Mesdames et Messieurs, laissez-moi pour terminer ajouter ceci, avec tout le sérieux et toute l'insistance que méritent ces problèmes : ce que nous avons subi dans le passé, ce que nous avons créé dans un passé plus récent, tout cela ne justifie pas seulement notre désir de conservation, mais nous impose de tout faire pour y arriver. Reportons-nous en pensée à l'année 1945, à une époque où le peuple allemand, sous l'effet de cet effondrement sans précédent, menaçait de se figer totalement dans son agonie et de mourir. Reportons-nous en pensée à ces cinq années, durant lesquelles ce peuple allemand, avec une énergie exemplaire, avec des efforts exceptionnels, avec un sentiment du devoir et un zèle que déjà, maintenant, d'autres lui envient, a recréé une nouvelle Allemagne. Ne devrions-nous pas reconnaître que ce travail des cinq dernières années nous impose le devoir de maintenir ce qui a été créé ? Ne devons-nous pas nous rappeler que le peuple allemand a déjà une fois perdu sa liberté, et n'a pu la reconquérir qu'au prix des plus rudes sacrifices ? Ne savons-nous pas tous que, cette fois, si nous perdons la liberté, nous ne la recouvrerons jamais, parce que ceux qui pourraient la reconquérir ne seront plus en Allemagne ? Et ne sommes-nous pas tous d'accord qu'il n'y a pas de paix sans liberté, qu'il n'y a pas de démocratie sans liberté, qu'il n'y a pas de Justice qui puisse vivre ailleurs que dans la liberté, et qu'il n'y a pas de dignité humaine qui ne soit protégée par la liberté ?

C'était une lourde tâche, de recréer ce que nous avons sous les yeux aujourd'hui. Nous ne sommes qu'au début de cette tâche, et tout ce qui pourrait nous déranger dans notre travail est un coup terrible pour le peuple allemand. Mais le problème n'est pas d'éviter des dérangements : il s'agit maintenant, j'en suis convaincu, de répondre à la question qui nous est posée : voulons-nous continuer à vivre en liberté, ou bien ne nous sentons-nous plus capables de remplir notre tâche, et allons-nous renoncer ?

Je suis persuadé que, non seulement la majorité de cette Assemblée, mais la grande majorité du peuple allemand est décidée, dans la mesure de ses moyens, de tout faire pour maintenir la paix, et protéger son régime politique libéral, basé sur le respect des Droits de l'Homme. La majorité de cette Assemblée, et certainement aussi la majorité du peuple allemand, se déclare avec nous pour l'indivisibilité de la paix extérieure ou intérieure. Nous considérons par conséquent qu'il est de notre devoir de travailler de toutes nos forces au développement du niveau de vie et de l’évolution sociale, dans le cadre de la reconstruction de l'Allemagne, et aussi de contribuer à sa sécurité extérieure.

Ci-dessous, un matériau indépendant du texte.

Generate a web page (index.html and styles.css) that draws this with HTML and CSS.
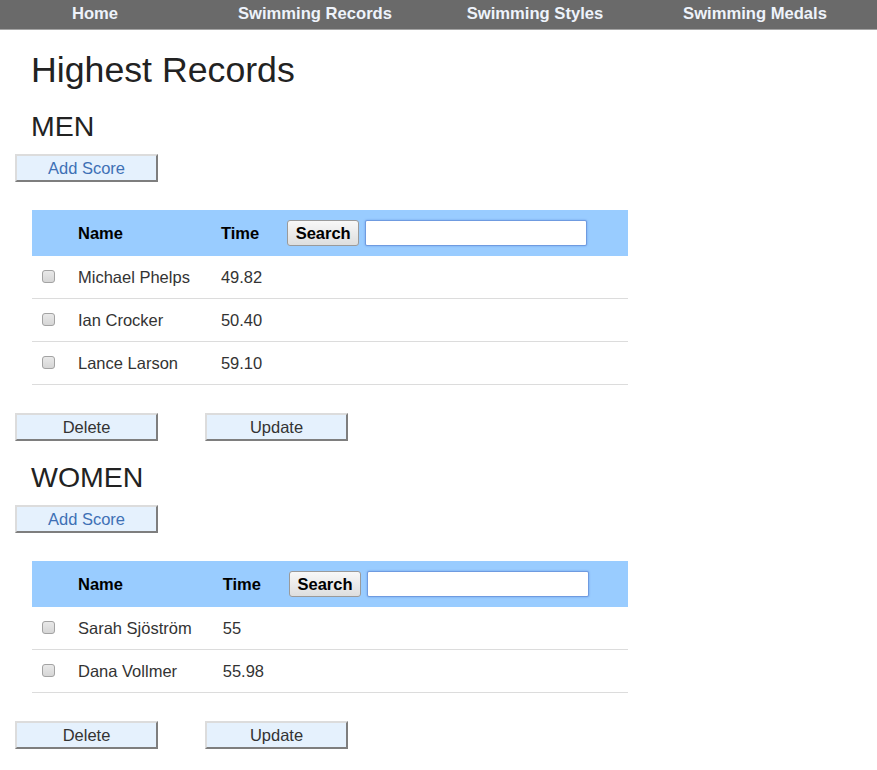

Nous avons enregistré avec satisfaction que les orateurs de l'opposition se sont également prononcés pour la défense de la liberté et le maintien de la paix, en collaboration avec les peuples libres du monde. Mais la majorité de cette Assemblée regrette avec moi que des considérations tactiques risquent de rendre difficile, sinon impossible, la réalisation par le Bundestag de ce dessein commun. Nous sommes parfaitement d'accord avec le Gouvernement sur le fait qu'une contribution allemande à la sécurité et au maintien de la paix doit être subordonnée à l'octroi au peuple allemand de droits et de devoirs égaux. Nous croyons que la solidarité internationale, inéluctablement nécessaire pour la défense de la liberté et de la paix, devra impliquer la solidarité effective avec le peuple allemand, et en définitive, l'impliquera nécessairement. Nous sommes prêts, en ce qui nous concerne, à faire notre devoir. Mais nous craignons très sérieusement que les méthodes préconisées et mises en œuvre par le président du Parti socialiste ne nous empêchent d'atteindre ce but, et constituent de ce fait une menace pour notre but commun.

Nous en appelons au peuple allemand pour qu'il ne se laisse pas gagner, dans sa lutte pour la réalisation de cet objectif, par l'amertume de certains souvenirs ou de certains griefs, qu'ils soient justifiés ou non. Nous en appelons au peuple allemand pour qu'il ne se laisse paralyser ni par la peur, ni par les menaces, mais qu'il avance résolument dans la voie de la liberté et de la paix, vers la communauté des peuples libres.